Unsupervised Learning
Unsupervised learning is pattern or structure detection in data. It aims to reduce a large amount of data to a smaller set of model parameters which capture it as accurately and comprehensively as possible. For example, clustering of user behaviour - if you can find clusters in your data, you can start to think about what types of user those clusters represent and look for differences in behaviour between those clusters. Unsupervised learning can also be used for dimensionality reduction.
Unsupervised learning usually doesn't directly solve a problem, but it generates insights about the data.
AI/ML solutions rarely use structured (relational) data; instead, relational data is usually transformed to tabular format. Even if your data is images or video, it will usually still have the same structure - many samples, each with the same features. How will you transform your various data sources into a single tabular format? Pay particular attention to links between data and cardinality changes.
You have already explored data structure in a previous question (section on Data). In the previous questions, you have identified what your AI/ML solution should do, and the problem representation you might use. Given that knowledge, it's now time to think about how to fit the data to that representation.
Consider the figure below:
Let's say we want to explore the relationship between customer demographics and subscription cancellation.
In this figure, we have a relational database (or two input spreadsheets) which hold attributes of the class we're modelling: Customer-Subscriptions. The table at the bottom is our ML dataset, which includes details of customers and their subscriptions.
To produce a ML dataset we have to join multiple data sources together. We need to copy across attributes about Customers (such as age) and attributes about Subscriptions (e.g. status).

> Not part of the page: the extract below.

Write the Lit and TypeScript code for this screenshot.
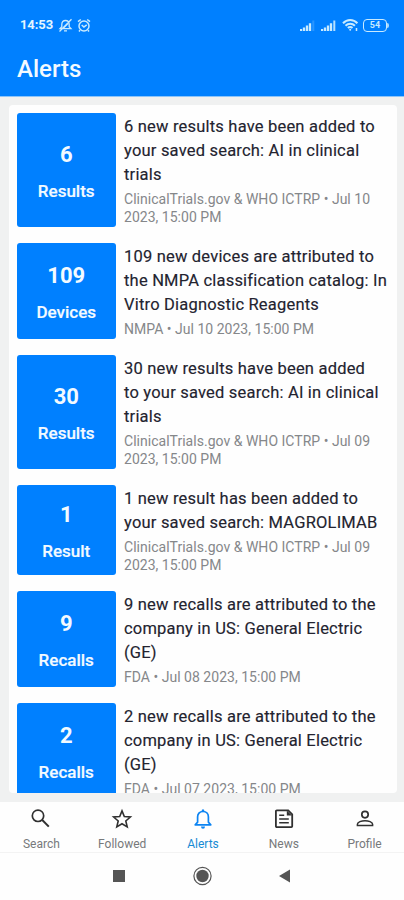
import { LitElement, html, css, svg } from "lit";
import { customElement, property } from "lit/decorators.js";

interface Alert {
  count: string;
  unit: string;
  title: string[];
  meta: string[];
}

const ALERTS: Alert[] = [
  { count: "6", unit: "Results", title: ["6 new results have been added to", "your saved search: AI in clinical", "trials"], meta: ["ClinicalTrials.gov & WHO ICTRP • Jul 10", "2023, 15:00 PM"] },
  { count: "109", unit: "Devices", title: ["109 new devices are attributed to", "the NMPA classification catalog: In", "Vitro Diagnostic Reagents"], meta: ["NMPA • Jul 10 2023, 15:00 PM"] },
  { count: "30", unit: "Results", title: ["30 new results have been added", "to your saved search: AI in clinical", "trials"], meta: ["ClinicalTrials.gov & WHO ICTRP • Jul 09", "2023, 15:00 PM"] },
  { count: "1", unit: "Result", title: ["1 new result has been added to", "your saved search: MAGROLIMAB"], meta: ["ClinicalTrials.gov & WHO ICTRP • Jul 09", "2023, 15:00 PM"] },
  { count: "9", unit: "Recalls", title: ["9 new recalls are attributed to the", "company in US: General Electric", "(GE)"], meta: ["FDA • Jul 08 2023, 15:00 PM"] },
  { count: "2", unit: "Recalls", title: ["2 new recalls are attributed to the", "company in US: General Electric", "(GE)"], meta: ["FDA • Jul 07 2023, 15:00 PM"] },
];

const TAB_ICONS = {
  Search: svg`<circle cx="9" cy="8.800" r="5.700" fill="none" stroke="currentColor" stroke-width="1.700"/><path d="M13 12.800l6.800 6.800" fill="none" stroke="currentColor" stroke-width="2"/>`,
  Followed: svg`<path d="M12 3.900l2.300 5.600 6.100.5-4.600 4 1.400 5.900-5.200-3.200-5.200 3.200L8.200 14l-4.600-4 6.100-.5z" fill="none" stroke="currentColor" stroke-width="1.600"/>`,
  Alerts: svg`<path d="M4.200 17.800h15.600l-2.400-2.600V10c0-3-1.800-5.500-5.400-5.500S6.600 7 6.600 10v5.200z" fill="none" stroke="currentColor" stroke-width="1.700" stroke-linejoin="round"/><path d="M10.600 4.200a1.400 2 0 0 1 2.800 0z" fill="currentColor"/><path d="M10 19.600h4a2 2.200 0 0 1-4 0z" fill="currentColor"/>`,
  News: svg`<path d="M4.800 3.400h11.400l4 4v11.900a.9.9 0 0 1-.9.9H4.800a.9.9 0 0 1-.9-.9V4.300a.9.9 0 0 1 .9-.9z" fill="none" stroke="currentColor" stroke-width="1.800"/><path d="M14.800 3.400v5.200h5.200z" fill="currentColor"/><path d="M7.200 8.200h5M7.200 12h9.600M7.200 15.800h9.600" stroke="currentColor" stroke-width="1.600"/>`,
  Profile: svg`<circle cx="12" cy="7.600" r="3.200" fill="none" stroke="currentColor" stroke-width="1.700"/><path d="M4.400 18.600v-1.300c0-2.300 4.200-3.600 7.600-3.600s7.600 1.300 7.600 3.600v1.300z" fill="none" stroke="currentColor" stroke-width="1.500"/>`,
};
type TabName = keyof typeof TAB_ICONS;

@customElement("status-bar")
class StatusBar extends LitElement {
  static styles = css`
    :host { display: flex; height: 50px; padding: 0 15px 0 20px; box-sizing: border-box; align-items: center; color: #c8eaff; }
    .time { font: 700 13px/16px Roboto, sans-serif; letter-spacing: -0.100px; margin-right: 5px; color: #e4f6ff; }
    .spacer { flex: 1; }
    svg { display: block; flex: none; }
    .alarm { margin-left: 4px; }
    .signal { margin-right: 6px; }
    .battery { display: flex; align-items: center; margin-left: 4px; }
    .cell { width: 24px; height: 13px; box-sizing: border-box; border: 1.5px solid #c8eaff; border-radius: 4px; font: 700 9px/11px Roboto, sans-serif; text-align: center; }
    .tip { width: 2px; height: 5px; background: #a5d8ff; border-radius: 0 2px 2px 0; }
  `;

  render() {
    const bars = (faint: boolean) => svg`
      <path d="M1 12v-2M4 12V8.500M7 12V6.500M10 12V4.200" stroke="currentColor" stroke-width="2.300"/>
      <path d="M13.300 12V1.500" stroke="currentColor" stroke-width="2" opacity=${faint ? 0.2 : 0.9}/>`;
    return html`
      <span class="time">14:53</span>
      <svg width="15" height="15" viewBox="0 0 15 15" fill="none" stroke="currentColor" stroke-width="1.300">
        <path d="M2 10.700h11l-1.800-2V6.500C11.200 4 9.800 2.500 7.500 2.500S3.800 4 3.800 6.500v2.200zM6 12.800h3M1.500 13.500l12-12.300M6 9.500l4-4"/>
      </svg>
      <svg class="alarm" width="14" height="15" viewBox="0 0 14 15" fill="none" stroke="currentColor" stroke-width="1.500">
        <circle cx="7" cy="8" r="5"/><path d="M1 3.700l2.800-2.200M13 3.700l-2.800-2.200M4.700 7l2.200 2 2.800-2.200M3 12.200l-1 1.300M11 12.200l1 1.300"/>
      </svg>
      <span class="spacer"></span>
      <svg class="signal" width="15" height="13" viewBox="0 0 15 13">${bars(true)}</svg>
      <svg class="signal" width="15" height="13" viewBox="0 0 15 13">${bars(false)}</svg>
      <svg width="17" height="14" viewBox="0 0 17 14" fill="none" stroke="currentColor" stroke-width="2">
        <path d="M1 5.200c4-4.300 10.400-4.300 14.400 0M3.500 7.700c2.700-2.700 6.700-2.700 9.400 0M5.900 10c1.300-1.300 3.300-1.300 4.600 0"/>
        <circle cx="8.200" cy="11.800" r="1" fill="currentColor" stroke="none"/><path d="M14.500 10v3" stroke-width="1.500"/>
      </svg>
      <div class="battery"><div class="cell">54</div><div class="tip"></div></div>
    `;
  }
}

@customElement("alert-row")
class AlertRow extends LitElement {
  @property({ attribute: false }) alert!: Alert;

  static styles = css`
    :host { display: flex; gap: 8.500px; flex: none; }
    .tile { width: 98.500px; flex: none; border-radius: 3px; background: #0080ff; color: #f3faff; display: flex; flex-direction: column; align-items: center; justify-content: center; gap: 12px; padding-top: 4px; box-sizing: border-box; }
    .count { font-size: 22px; line-height: 26px; font-weight: 700; }
    .unit { font-size: 17px; line-height: 22px; font-weight: 500; -webkit-text-stroke: 0.200px #f3faff; }
    .text { white-space: nowrap; padding-bottom: 0.500px; padding-top: 2px; }
    .title { font-size: 16.500px; line-height: 24px; letter-spacing: 0.200px; color: #23232f; -webkit-text-stroke: 0.150px #23232f; }
    .meta { margin-top: 3px; font-size: 14px; line-height: 18px; letter-spacing: 0.020px; color: #85878a; }
  `;

  render() {
    const { count, unit, title, meta } = this.alert;
    return html`
      <div class="tile"><div class="count">${count}</div><div class="unit">${unit}</div></div>
      <div class="text">
        <div class="title">${title.map((line) => html`<div>${line}</div>`)}</div>
        <div class="meta">${meta.map((line) => html`<div>${line}</div>`)}</div>
      </div>
    `;
  }
}

@customElement("tab-bar")
class TabBar extends LitElement {
  static styles = css`
    :host { display: grid; grid-template-columns: repeat(5, 80.800px); height: 51px; padding-left: 1px; box-sizing: border-box; background: #fefefe; border-bottom: 1px solid #f3f3f3; }
    .tab { display: flex; flex-direction: column; align-items: center; padding-top: 5px; color: #303030; }
    .tab svg { width: 24px; height: 24px; display: block; }
    .label { margin-top: 6px; font-size: 12px; line-height: 14px; color: #77797b; }
    .active { color: #0c84f2; }
    .active .label { color: #168bd4; }
  `;

  render() {
    return (Object.keys(TAB_ICONS) as TabName[]).map((name) => html`
      <div class="tab ${name === "Alerts" ? "active" : ""}">
        <svg viewBox="0 0 24 24">${TAB_ICONS[name]}</svg>
        <span class="label">${name}</span>
      </div>
    `);
  }
}

@customElement("app-root")
class AppRoot extends LitElement {
  static styles = css`
    :host { display: flex; flex-direction: column; height: 900px; overflow: hidden; background: #f0f1f1; font-family: Roboto, sans-serif; }
    .header { height: 96px; flex: none; background: #0080ff; border-bottom: 1px solid #8dc5fa; }
    .heading { margin: 0; padding: 4px 0 0 17px; font-size: 24px; line-height: 30px; font-weight: 500; color: #f3faff; }
    .list { margin: 8px 7px 0 9px; height: 688px; flex: none; overflow: hidden; background: #fefefe; border-radius: 4px; padding: 8px 0 0 8px; box-sizing: border-box; display: flex; flex-direction: column; gap: 16.500px; }
    tab-bar { margin-top: 9px; flex: none; }
    .system { flex: 1; background: #fefefe; display: flex; justify-content: center; align-items: flex-start; padding-top: 13px; gap: 63px; }
    .system svg { display: block; width: 20px; height: 20px; color: #555; }
  `;

  render() {
    return html`
      <div class="header"><status-bar></status-bar><h1 class="heading">Alerts</h1></div>
      <div class="list">${ALERTS.map((alert) => html`<alert-row .alert=${alert}></alert-row>`)}</div>
      <tab-bar></tab-bar>
      <div class="system">
        <svg viewBox="0 0 20 20"><rect x="4" y="4" width="12" height="12" fill="currentColor"/></svg>
        <svg viewBox="0 0 20 20"><circle cx="10.500" cy="10" r="8.600" fill="none" stroke="currentColor" stroke-width="1.200"/><circle cx="10.500" cy="10" r="6.200" fill="currentColor"/></svg>
        <svg viewBox="0 0 20 20"><path d="M15 3.500v13L4 10z" fill="currentColor"/></svg>
      </div>
    `;
  }
}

You will need to deal with cardinality changes (e.g. there are many subscriptions per customer) and think about how that will affect the algorithms, models and results.
If we have questions like "do older customers keep their subscriptions for longer?" we need to calculate new attributes during the transformation process - in this example, we have calculated "Subscription duration" from Subscription start and end dates.
Finally, which of these features are labels or target outputs, if you're using a problem representation that requires them?
Sketch out the steps involved in obtaining and producing data for your solution, continuously.
If you must provide "correct answers" for your chosen approach, how will those answers be produced? How will you conduct human or automatic feedback to continuously measure solution performance?
How will users or operators interact with the solution?
How are its outputs integrated into other systems?
In the transformation question, we asked you to provide detail on how the data would be transformed to fit the problem representation. Now we want you to take a step back and look at the bigger picture - the entire process or pipeline of steps that need to happen to feed data into your solution, and to take the results and provide them to users or stakeholders so they can benefit from them.
Consider the various systems and data sources you need to attach, and how you will record, distribute and present the outputs.
If your approach involves human review and continual evaluation, how will this happen? How will issues be detected, tracked and resolved? If human review is not part of your approach, how will you deal with faults and errors? Can you capture feedback from users of downstream systems?